What is the ratio of masses for two colliding gliders in a horizontal air flow?

[pablotano]

Homework Statement

Two gliders are free to move in a horizontal air through. One is stationary and the other one collides perfectly ellastically. They rebound with equal and opposite velocities. What is the radio of their masses?

The Attempt at a Solution

The answer is 3, how can I solve the problem?

 

[Nathanael]

Do you know about conservation of momentum?

What does it mean to collide perfectly elastically?

 

[pablotano]

I understood that momentum is conserved in perfectly ellastically collisions. In vol 1 of the feynman lectures, chapter 10, he says that if two equally massed particles collide, they simple change velocities between them. This problem would be easy for me if the gliders would “collide and stick“ rather than bounce. The “bouncing“ behavior is the problem for me here..

 

[Nathanael]

I understood that momentum is conserved in perfectly ellastically collisions.

Momentum is conserved in ALL collisions.

Perfectly elastic collisions are just a special kind of collision. What is unique about perfectly elastic collisions?

 

[pablotano]

Kinetic energy is conserved in this kind of collisions, I've already tried to solve the problem equalling the kintetic energy of the system before and after the collisions, but I cannot see the relationship between the inicial velocity of the particle I think is the lighter one with the final velocity of the two particles.

 

[Nathanael]

Do you mind showing your math?

 

[pablotano]

I'm sorry Nathanael, but I can't. I've been around this problem for more than an hour now (my physics education is just getting started), I can't write the math because I do not understand what happen with the velocities after this kind of collision (when the collision is between different masses)

 

[Nathanael]

Do you know how to write "momentum is conserved" and "kinetic energy is conserved" in math?

Use $V_i$ for the initial velocity of the one glider and $V_f$ for the final velocity of both gilders.

There are two unknowns ($V_i$ and $V_f$) and two restrictions (conservation of KE and momentum) so you should be able to solve the problem

 

[pablotano]

Ok, here is what I did:

Conservation of KE (initial velocity is vo, final velocity is vf and R is the ratio of the masses):

(m*(vo)^2)/2 = (Rm*vf^2)/2 + (m*vf^2)/2
...
R=(vf^2)/(vo^2-vf^2)

Since I do not know the relationship between vo and vf, I didn't get to the answer.

 

[Nathanael]

I think your second equation is wrong:

R=(vf^2)/(vo^2-vf^2)

Try using "m" and "M" instead of "R"
(and then, if you wish, you can replace "M" with "mR")

Since I do not know the relationship between vo and vf, I didn't get to the answer.

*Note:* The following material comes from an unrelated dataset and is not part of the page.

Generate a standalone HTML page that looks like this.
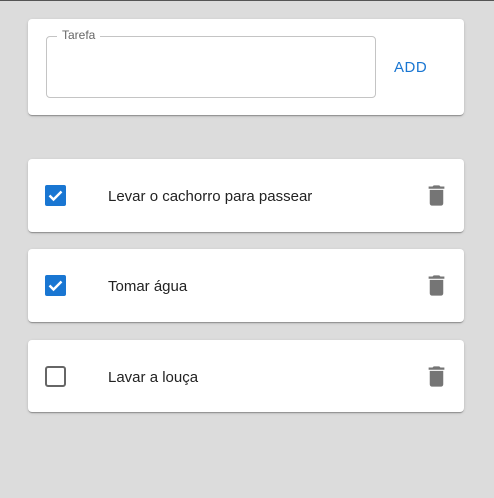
<!DOCTYPE html>
<html><head><meta charset="utf-8"><style>
html,body{margin:0;padding:0}
body{width:494px;height:498px;background:#dcdcdc;position:relative;overflow:hidden;font-family:"Liberation Sans",Arial,sans-serif;border-top:1px solid #555;box-sizing:border-box}
.card{position:absolute;left:28px;width:436px;background:#fff;border-radius:4px;box-shadow:0 2px 1px -1px rgba(0,0,0,.2),0 1px 1px rgba(0,0,0,.14),0 1px 3px rgba(0,0,0,.12)}
.field{position:absolute;left:18px;top:17px;width:328px;height:60px;border:1px solid #c4c4c4;border-radius:4px}
.lbl{position:absolute;left:10px;top:-9px;background:#fff;padding:0 5px;font-size:12px;color:#666}
.add{position:absolute;left:366px;top:40px;font-size:15px;color:#1976d2;letter-spacing:.5px}
.cb{position:absolute;left:17px;top:26px}
.txt{position:absolute;left:80px;top:29px;font-size:15px;color:#222}
.tr{position:absolute;left:395px;top:23px}
</style></head><body>
<div class="card" style="top:18px;height:96px">
<div class="field"><span class="lbl">Tarefa</span></div>
<div class="add">ADD</div>
</div>

<div class="card" style="top:158px;height:73px">
<svg class="cb" width="21" height="21" viewBox="0 0 21 21"><rect x="0" y="0" width="21" height="21" rx="2" fill="#1976d2"/><path d="M4.5 10.5l4 4 8-8" stroke="#fff" stroke-width="2.4" fill="none"/></svg>
<div class="txt">Levar o cachorro para passear</div>
<svg class="tr" width="27" height="27" viewBox="0 0 24 24"><path fill="#757575" d="M6 19c0 1.1.9 2 2 2h8c1.1 0 2-.9 2-2V7H6v12zM19 4h-3.5l-1-1h-5l-1 1H5v2h14V4z"/></svg>
</div>

<div class="card" style="top:248px;height:73px">
<svg class="cb" width="21" height="21" viewBox="0 0 21 21"><rect x="0" y="0" width="21" height="21" rx="2" fill="#1976d2"/><path d="M4.5 10.5l4 4 8-8" stroke="#fff" stroke-width="2.4" fill="none"/></svg>
<div class="txt">Tomar água</div>
<svg class="tr" width="27" height="27" viewBox="0 0 24 24"><path fill="#757575" d="M6 19c0 1.1.9 2 2 2h8c1.1 0 2-.9 2-2V7H6v12zM19 4h-3.5l-1-1h-5l-1 1H5v2h14V4z"/></svg>
</div>

<div class="card" style="top:339px;height:72px">
<svg class="cb" width="21" height="21" viewBox="0 0 21 21"><rect x="1" y="1" width="19" height="19" rx="2" fill="none" stroke="#666" stroke-width="2"/></svg>
<div class="txt">Lavar a louça</div>
<svg class="tr" width="27" height="27" viewBox="0 0 24 24"><path fill="#757575" d="M6 19c0 1.1.9 2 2 2h8c1.1 0 2-.9 2-2V7H6v12zM19 4h-3.5l-1-1h-5l-1 1H5v2h14V4z"/></svg>
</div>
</body></html>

Now you don't know the relationship between $V_i$ and $V_f$ but the relationship is there in the mathematics.
To use it, just solve for $V_i$ (or $V_f$) and plug it into the other equation.

 

[pablotano]

Thanks! Everithing is starting to look better.
For the conservation of momentum, it would be:

m*Vo=M*Vf + m*Vf

?

or

m*Vo=M*Vf - m*Vf

 

[Nathanael]

Thanks! Everithing is starting to look better.
For the conservation of momentum, it would be:

m*Vo=M*Vf + m*Vf

?

Almost! But you forgot about the direction. The velocities Vf (of M and m) have the same magnitude, but they have the opposite direction.EDIT:
Sorry I didn't see this:

or

m*Vo=M*Vf - m*Vf

Yes, that would be the correct equation. (You could factor it a bit giving you $mV_o=V_f(M-m)$)Now try plugging in Vo or Vf into the other equation and see if you can get to the answer.

 

[pablotano]

Thanks for teaching me! :) I finally did it.

Now as a commentary, I was punishing my brain with velocities relationships because in Feynman lectures, he solves every "collision" problem using 'Galilean Relativity'. That is why I thought that I wasn't seeing something, I tried to think of this problem as if I was seeing it from a moving car, etc.

I find this way of solving the problem easier, it is even possible to solve this using just 'Galilean Relativity', by comparing collisions as seen from a moving car with collisions seen from the 'centers of mass' ?

 

[Nathanael]

I'm sure there is a way to approach the problem intuitively, but I haven't been able to think of a good way.

The way I showed you to solve the problem is the "last chance" "nothing else is working" kind of method.

I'll be honest, the only reason I showed you how to solve it in this way is because all of my attempts to simplify the problem into something more intuitive have failed.

(Failed in the sense of making the math simpler. Thinking about it has given me a bit of an understanding of what's going on, but not to the extent that I can explain why it is reasonable for an object colliding elastically into an object 3 times the mass results in equal speeds)


P.S.
Where did you get problems for the feynman lectures? I've found the lectures but not any problem sets.